The death of Justice Antonin Scalia on Saturday creates a major challenge for President Obama in the run-up to the 2016 election. Obama has said he will nominate a replacement to the U.S. Supreme Court, even though Senate Republican leaders have made it clear they prefer the seat remain vacant for now. Should the president go along, and not nominate anyone, liberals will be enraged at his passivity.
If Obama does nominate a justice quickly, should he pick a liberal whose rejection will galvanize Democratic voters to turn out for the party’s nominee in November, in hopes of a second chance? Or should he pick a moderate who has an outside chance of actually being confirmed, creating the possibility of a liberal balance on the court even if a Republican wins in November?
These questions are essentially unprecedented. The modern era of highly political confirmation fights began in 1987 when President Ronald Reagan nominated Judge Robert Bork and the Democratic Senate blocked him. In the almost 30 years since, we haven’t had a situation in which a justice suddenly died or resigned in the middle of a term at the end of the presidency when the Senate was controlled by the opposing party.
If Obama can’t nominate a successor to Scalia and get the justice confirmed, it will be almost a year until a new president can be inaugurated and nominate a replacement. So not only will the current Supreme Court term result in cases being decided by only eight justices, but also the term that begins in October 2016 and ends in June 2017.
Two years of the court operating at less than full strength represents a genuine challenge to the institution and to the legitimacy and precedential weight of its decisions in that time.
For Obama, choosing not to nominate a new justice seems like a mistake. True, the nominee may be blocked in the Senate. The filibuster option still exists for opposing Supreme Court justices, even after Senate Democrats used the “nuclear option” to change the rules governing other judicial nominations in 2013.
Yet Obama has made unilateral executive action a hallmark of his last term in office. Declining to nominate a justice simply because of the unlikelihood of confirmation would look like weakness.
It seems probable, then, that Obama will make a nomination – but that the nominee will be a sacrificial lamb to be blocked by Senate Republicans. Who should the lamb be?
One option would be to pick a strongly liberal candidate who probably wouldn’t be confirmed by a Republican Senate anyway, no matter the timing of election cycle — like California Supreme Court Justices Goodwin Liu and Leondra Kruger.

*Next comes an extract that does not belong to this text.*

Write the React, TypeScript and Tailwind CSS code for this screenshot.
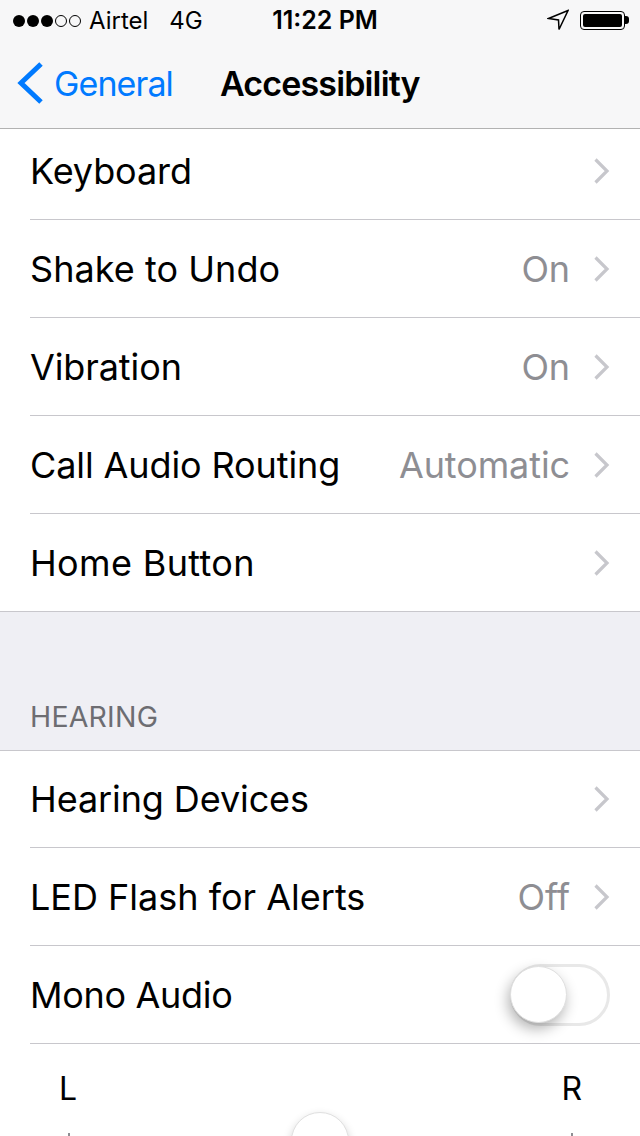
import React from "react";

const FONT = "font-['Inter','Liberation_Sans',sans-serif]";

function Chevron() {
  return (
    <svg width="18" height="28" viewBox="0 0 18 28" className="shrink-0" aria-hidden="true">
      <path d="M2.5 2.5 L14 14 L2.5 25.5" fill="none" stroke="#c7c7cc" strokeWidth="3.2" />
    </svg>
  );
}

function Row({ label, value, last, height = "h-[98px]", inner = "pt-[1px]", track = "tracking-[-0.1px]" }: { label: string; value?: string; last?: boolean; height?: string; inner?: string; track?: string }) {
  return (
    <div className={`${height} pl-[31px] flex flex-col`}>
      <div className={`flex-1 flex items-center pr-[29px] ${inner}`}>
        <span className={`text-[36px] ${track} text-black leading-none flex-1 -ml-[1px]`}>{label}</span>
        {value && <span className="text-[36px] tracking-[-0.1px] text-[#8e8e93] leading-none mr-[23px]">{value}</span>}
        <Chevron />
      </div>
      {!last && <div className="h-[1px] bg-[#c8c7cc] -ml-[1px]" />}
    </div>
  );
}

export default function App() {
  return (
    <div className={`${FONT} w-[640px] h-[1136px] overflow-hidden bg-white relative`}>
      <header className="h-[129px] bg-[#f7f7f8] border-b border-[#b2b2b2] flex flex-col">
        <div className="h-[40px] relative flex items-center pt-[2px] pl-[13px] pr-[11px] text-[24px] text-black">
          <div className="flex items-center gap-[2px]">
            {[0, 1, 2].map((i) => <span key={i} className="w-[12px] h-[12px] rounded-full bg-black" />)}
            {[0, 1].map((i) => <span key={i} className="w-[12px] h-[12px] rounded-full border border-black" />)}
          </div>
          <span className="ml-[8px]">Airtel</span>
          <span className="ml-[21px]">4G</span>
          <span className="absolute left-[10px] right-0 text-center font-semibold text-[25px]">11:22 PM</span>
          <div className="ml-auto flex items-center gap-[11px] -mt-[2px]">
            <svg width="22" height="22" viewBox="0 0 22 22" aria-hidden="true">
              <path d="M21 1.5 L1.5 9.5 L11.5 11 L12 20.5 Z" fill="none" stroke="#000" strokeWidth="1.5" strokeLinejoin="miter" />
            </svg>
            <div className="flex items-center">
              <div className="w-[45px] h-[19px] rounded-[4px] border border-black p-[2px]">
                <div className="w-full h-full bg-black rounded-[2px]" />
              </div>
              <div className="w-[4px] h-[8px] bg-black rounded-r-[3px]" />
            </div>
          </div>
        </div>
        <div className="flex-1 relative flex items-center pb-[2px]">
          <svg width="28" height="44" viewBox="0 0 28 44" className="ml-[16px] shrink-0" aria-hidden="true">
            <path d="M25 3 L5 22 L25 41" fill="none" stroke="#007aff" strokeWidth="5" />
          </svg>
          <span className="ml-[10px] text-[34px] tracking-[-0.9px] text-[#007aff]">General</span>
          <span className="ml-[47px] text-[34px] tracking-[-0.85px] font-semibold text-black">Accessibility</span>
        </div>
      </header>
      <Row label="Keyboard" height="h-[91px]" inner="pb-[6px]" />
      <Row label="Shake to Undo" value="On" track="tracking-[0.05px]" />
      <Row label="Vibration" value="On" />
      <Row label="Call Audio Routing" value="Automatic" />
      <Row label="Home Button" last height="h-[97px]" track="tracking-[0.35px]" />
      <section className="h-[140px] bg-[#efeff4] border-y border-[#c8c7cc] flex items-end pl-[30px] pb-[19px]">
        <span className="text-[28.5px] tracking-[0.2px] leading-none text-[#6d6d72]">HEARING</span>
      </section>
      <Row label="Hearing Devices" height="h-[97px]" inner="" />
      <Row label="LED Flash for Alerts" value="Off" track="tracking-[0px]" />
      <div className="h-[98px] pl-[31px] flex flex-col">
        <div className="flex-1 flex items-center pt-[1px] pr-[30px]">
          <span className="text-[36px] tracking-[-0.3px] text-black leading-none flex-1 -ml-[1px]">Mono Audio</span>
          <div className="relative w-[100px] h-[62px] rounded-full border-[3px] border-[#e8e8e8] bg-white">
            <div className="absolute -left-[3px] -top-[1px] w-[57px] h-[57px] rounded-full bg-white border border-[#e0e0e0] shadow-[-2px_6px_14px_rgba(0,0,0,0.3)]" />
          </div>
        </div>
        <div className="h-[1px] bg-[#c8c7cc] -ml-[1px]" />
      </div>
      <div className="relative h-[92px] flex justify-between pl-[59px] pr-[58px] pt-[26px]">
        <span className="text-[32px] leading-[38px] text-black">L</span>
        <span className="text-[32px] leading-[38px] text-black">R</span>
        <div className="absolute left-[68px] top-[89px] w-[2px] h-[6px] bg-[#8e8e93]" />
        <div className="absolute left-[571px] top-[89px] w-[2px] h-[6px] bg-[#8e8e93]" />
        <div className="absolute left-[291px] top-[68px] w-[58px] h-[58px] rounded-full bg-white border border-[#e0e0e0] shadow-[0_4px_10px_rgba(0,0,0,0.2)]" />
      </div>
    </div>
  );
}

If the nominee will never be a justice, then the choice is a kind of free shot for the president to express his liberal values.
In a perfect political world, such a judicial nominee would also be someone whose rejection by the Republican Senate would galvanize the Democratic base without jeopardizing the eventual Democratic presidential nominee with moderate voters. The point of the sacrifice would be to energize liberals when the conservatives cut the lamb’s throat.

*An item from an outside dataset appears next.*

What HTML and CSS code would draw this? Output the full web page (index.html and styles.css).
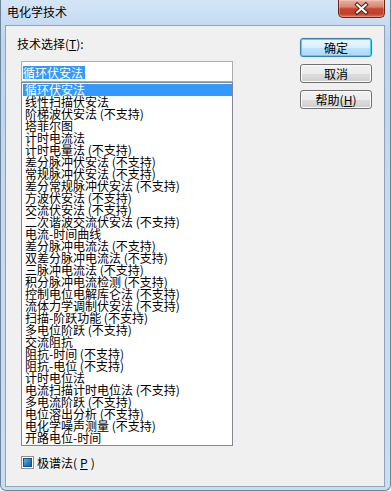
FILE: index.html
```html
<!DOCTYPE html>
<html lang="zh">
<head>
    <meta charset="UTF-8">
    <title>电化学技术</title>
    <link rel="stylesheet" href="styles.css">
</head>
<body>

<div class="window">
    <div class="titlebar">
        <span class="title">电化学技术</span>
        <button class="close">
            <svg width="47" height="18" viewBox="0 0 47 18">
                <path d="M19 4.5 L28 12.5 M28 4.5 L19 12.5" stroke="#4a1a12" stroke-width="4.2" stroke-linecap="square" fill="none"/>
                <path d="M19 4.5 L28 12.5 M28 4.5 L19 12.5" stroke="#ffffff" stroke-width="2.2" stroke-linecap="square" fill="none"/>
            </svg>
        </button>
    </div>

    <div class="client">
        <div class="main">
            <label class="field-label">技术选择(<u>T</u>):</label>
            <div class="combo">
                <div class="combo-edit"><span class="sel">循环伏安法</span></div>
                <ul class="combo-list">
                    <li class="active">循环伏安法</li>
                    <li>线性扫描伏安法</li>
                    <li>阶梯波伏安法 (不支持)</li>
                    <li>塔菲尔图</li>
                    <li>计时电流法</li>
                    <li>计时电量法 (不支持)</li>
                    <li>差分脉冲伏安法 (不支持)</li>
                    <li>常规脉冲伏安法 (不支持)</li>
                    <li>差分常规脉冲伏安法 (不支持)</li>
                    <li>方波伏安法 (不支持)</li>
                    <li>交流伏安法 (不支持)</li>
                    <li>二次谐波交流伏安法 (不支持)</li>
                    <li>电流-时间曲线</li>
                    <li>差分脉冲电流法 (不支持)</li>
                    <li>双差分脉冲电流法 (不支持)</li>
                    <li>三脉冲电流法 (不支持)</li>
                    <li>积分脉冲电流检测 (不支持)</li>
                    <li>控制电位电解库仑法 (不支持)</li>
                    <li>流体力学调制伏安法 (不支持)</li>
                    <li>扫描-阶跃功能 (不支持)</li>
                    <li>多电位阶跃 (不支持)</li>
                    <li>交流阻抗</li>
                    <li>阻抗-时间 (不支持)</li>
                    <li>阻抗-电位 (不支持)</li>
                    <li>计时电位法</li>
                    <li>电流扫描计时电位法 (不支持)</li>
                    <li>多电流阶跃 (不支持)</li>
                    <li>电位溶出分析 (不支持)</li>
                    <li>电化学噪声测量 (不支持)</li>
                    <li>开路电位-时间</li>
                </ul>
            </div>
            <label class="check"><span class="check-box"><span class="check-mark"></span></span>极谱法(<u>P</u>)</label>
        </div>

        <div class="actions">
            <button class="btn btn-default">确定</button>
            <button class="btn">取消</button>
            <button class="btn">帮助(<u>H</u>)</button>
        </div>
    </div>
</div>

</body>
</html>
```

FILE: styles.css
```css
body {
    margin: 0;
    font-family: "Noto Sans CJK SC", "Liberation Sans", sans-serif;
    font-size: 12px;
    color: #000;
}
.window {
    width: 391px;
    height: 491px;
    box-sizing: border-box;
    display: flex;
    flex-direction: column;
    background: linear-gradient(to bottom, #d4e5f7, #bdd6ef 40px, #c4dbf1 200px, #c9def2);
    border: 1px solid #6f8499;
    border-top: none;
    border-radius: 0 0 6px 6px;
    padding: 0 5px 3px 4px;
}
.titlebar {
    height: 25px;
    display: flex;
    justify-content: space-between;
    align-items: flex-start;
    flex-shrink: 0;
}
.title {
    margin: 6px 0 0 2px;
    line-height: 12px;
}
.close {
    width: 47px;
    height: 18px;
    padding: 0;
    border: 1px solid #6b2418;
    border-top: none;
    border-radius: 0 0 5px 5px;
    background: linear-gradient(to bottom, #eab0a3, #dd8571 40%, #c8452e 52%, #c2402a 80%, #d9715a);
    box-shadow: inset 0 0 0 1px rgba(255,255,255,0.25);
    display: flex;
}
.client {
    flex: 1;
    background: #f0f0f0;
    border: 1px solid #8fa3b8;
    display: flex;
    justify-content: space-between;
}
.main {
    padding: 12px 0 0 11px;
}
.field-label {
    display: block;
    line-height: 12px;
    height: 12px;
}
.combo {
    width: 212px;
    margin: 11px 0 0 4px;
}
.combo-edit {
    height: 21px;
    box-sizing: border-box;
    border: 1px solid #abadb3;
    background: #fff;
    padding: 2px 0 0 1px;
}
.sel {
    display: inline-block;
    background: #3399ff;
    color: #fff;
    line-height: 13px;
    height: 13px;
    padding-right: 2px;
}
.combo-list {
    list-style: none;
    margin: 0;
    padding: 1px 0 1px 1px;
    border: 1px solid #828790;
    background: #fff;
}
.combo-list li {
    height: 12px;
    line-height: 12px;
    padding-left: 2px;
    white-space: nowrap;
}
.combo-list li.active {
    background: #3399ff;
    color: #fff;
}
.check {
    display: flex;
    align-items: center;
    gap: 3px;
    margin: 10px 0 0 4px;
    line-height: 13px;
}
.check-box {
    width: 13px;
    height: 13px;
    box-sizing: border-box;
    border: 1px solid #8e8f8f;
    background: #fff;
    display: flex;
    align-items: center;
    justify-content: center;
}
.check-mark {
    width: 9px;
    height: 9px;
    box-sizing: border-box;
    border: 1px solid #1c4f77;
    background: linear-gradient(135deg, #5bb6ea, #2a7fbf 55%, #1d5f93);
}
.actions {
    padding: 12px 12px 0 0;
    display: flex;
    flex-direction: column;
    gap: 7px;
}
.btn {
    width: 72px;
    height: 19px;
    padding: 0;
    font-family: inherit;
    font-size: 12px;
    line-height: 12px;
    color: #000;
    border: 1px solid #707070;
    border-radius: 3px;
    background: linear-gradient(to bottom, #f2f2f2, #ebebeb 50%, #dddddd 51%, #cfcfcf);
    box-shadow: inset 0 0 0 1px #fcfcfc;
}
.btn-default {
    border-color: #3c7fb1;
    background: linear-gradient(to bottom, #eaf6fd, #d9f0fc 50%, #bee6fd 51%, #a7d9f5);
    box-shadow: inset 0 0 0 1px #48d4fb, 0 0 1px #48d4fb;
}
```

One drawback of this approach is that Obama could be criticized for politicizing the confirmation process still more than it’s already been politicized — and with some reason.
Another twist is that a big brouhaha over the nomination of a liberal might bind a future Democratic president like Hillary Clinton to renominate the same person if she were elected.

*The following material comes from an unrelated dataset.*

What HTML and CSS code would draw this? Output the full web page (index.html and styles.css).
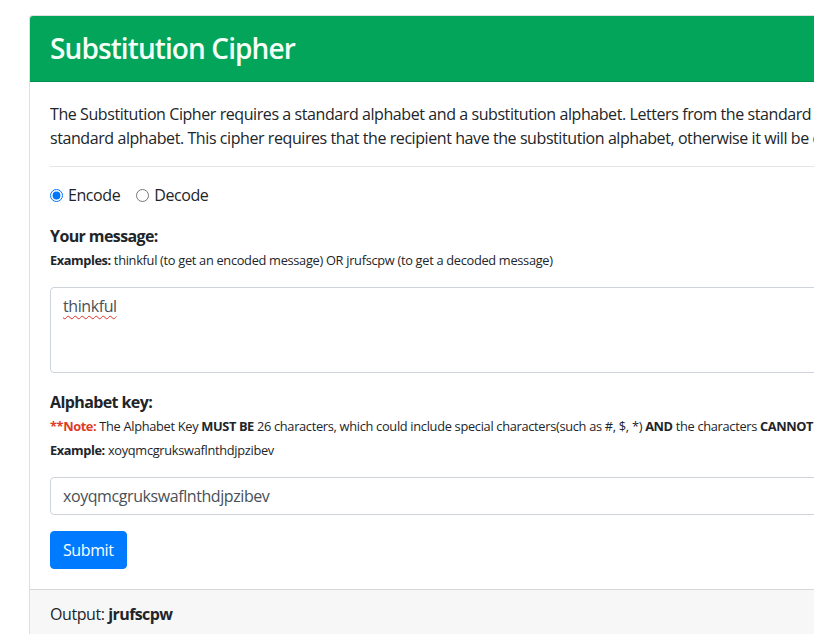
FILE: index.html
```html
<!DOCTYPE html>
<html lang="en">
<head>
<meta charset="utf-8">
<title>Substitution Cipher</title>
<link rel="stylesheet" href="styles.css">
</head>
<body>
<div class="card">
  <div class="card-header">
    <h2 class="title">Substitution Cipher</h2>
  </div>
  <div class="card-body">
    <p class="intro"><span class="line">The Substitution Cipher requires a standard alphabet and a substitution alphabet. Letters from the standard alphabet will be replaced with letters from the substitution alphabet at the same position in the</span><span class="line">standard alphabet. This cipher requires that the recipient have the substitution alphabet, otherwise it will be difficult to decode the message.</span></p>
    <hr class="divider">
    <div class="radios">
      <label class="radio"><input type="radio" name="mode" checked> Encode</label>
      <label class="radio"><input type="radio" name="mode"> Decode</label>
    </div>
    <div class="group group-first">
      <div class="label">Your message:</div>
      <div class="hint"><b>Examples:</b> thinkful (to get an encoded message) OR jrufscpw (to get a decoded message)</div>
      <div class="textarea"><span class="typo">thinkful</span></div>
    </div>
    <div class="group">
      <div class="label">Alphabet key:</div>
      <div class="hint"><b class="note">**Note:</b> The Alphabet Key <b>MUST BE</b> 26 characters, which could include special characters(such as #, $, *) <b>AND</b> the characters <b>CANNOT</b> be repeated.</div>
      <div class="hint"><b>Example:</b> xoyqmcgrukswaflnthdjpzibev</div>
      <div class="input">xoyqmcgrukswaflnthdjpzibev</div>
    </div>
    <button class="btn">Submit</button>
  </div>
  <div class="card-footer">Output: <b>jrufscpw</b></div>
</div>
</body>
</html>
```
FILE: styles.css
```css
html, body {
  margin: 0;
  overflow: hidden;
}
body {
  padding: 15px 0 0 29px;
  font-family: "Open Sans", "Noto Sans", sans-serif;
  font-size: 16px;
  line-height: 24px;
  letter-spacing: -0.42px;
  color: #212529;
  background: #fff;
}
b {
  letter-spacing: -0.6px;
}
.card {
  width: 1200px;
  border: 1px solid rgba(0,0,0,.125);
  border-radius: 4px;
  background: #fff;
}
.card-header {
  background: #03a55a;
  padding: 12px 20px;
  height: 41px;
  border-bottom: 1px solid rgba(0,0,0,.125);
  border-radius: 3px 3px 0 0;
}
.title {
  margin: 0;
  font-size: 28px;
  line-height: 41px;
  font-weight: 600;
  letter-spacing: -0.9px;
  color: #f4fff8;
}
.card-body {
  padding: 20px;
}
.intro {
  margin: 0 0 16px;
}
.line {
  display: block;
  white-space: nowrap;
}
.divider {
  margin: 0 0 16px;
  border: 0;
  border-top: 1px solid rgba(0,0,0,.1);
}
.radios {
  display: flex;
  gap: 16px;
  margin-bottom: 17px;
}
.radio {
  display: flex;
  align-items: center;
  gap: 5px;
}
.radio input {
  margin: 0;
  width: 13px;
  height: 13px;
  accent-color: #0075ff;
}
.group {
  margin-bottom: 16px;
}
.group-first {
  margin-bottom: 17px;
}
.label {
  font-weight: 700;
  letter-spacing: -0.6px;
}
.hint {
  font-size: 12.8px;
  letter-spacing: -0.3px;
  white-space: nowrap;
}
.hint b {
  letter-spacing: -0.4px;
}
.note {
  color: #e03b24;
}
.textarea, .input {
  border: 1px solid #ced4da;
  border-radius: 4px;
  padding: 6px 12px;
  color: #495057;
  margin-top: 15px;
}
.textarea {
  height: 72px;
}
.input {
  height: 24px;
}
.typo {
  text-decoration: underline wavy #e0302a;
  text-decoration-thickness: 1px;
  text-underline-offset: 3px;
}
.btn {
  font: inherit;
  letter-spacing: -0.4px;
  color: #fff;
  background: #007bff;
  border: 1px solid #007bff;
  border-radius: 4px;
  padding: 6px 12px;
  height: 38px;
  display: block;
}
.card-footer {
  background: #f7f7f7;
  border-top: 1px solid rgba(0,0,0,.125);
  padding: 12px 20px;
  height: 40px;
}
```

If the candidate were too liberal to be confirmed by the Senate even in a new presidential term, then the sacrificial lamb would be a poison pill, promising a defeat for Clinton in the early months of her own presidency.
That leaves Obama with the strategic option of nominating someone very moderate and in theory eminently conformable — like Judge Sri Srinivasan of the U.S. Court of Appeals for the D.C. Circuit. There’s a small chance the Republicans might confirm such a candidate, although it seems unlikely.
If the Senate refuses to consider the candidate, the Democratic presidential candidates can use this as evidence of the Republican Senate acting in bad faith. And a Democratic president could renominate such a candidate and get him or her through.
This isn’t an exciting strategy — but it’s probably the right one, for the court and the country.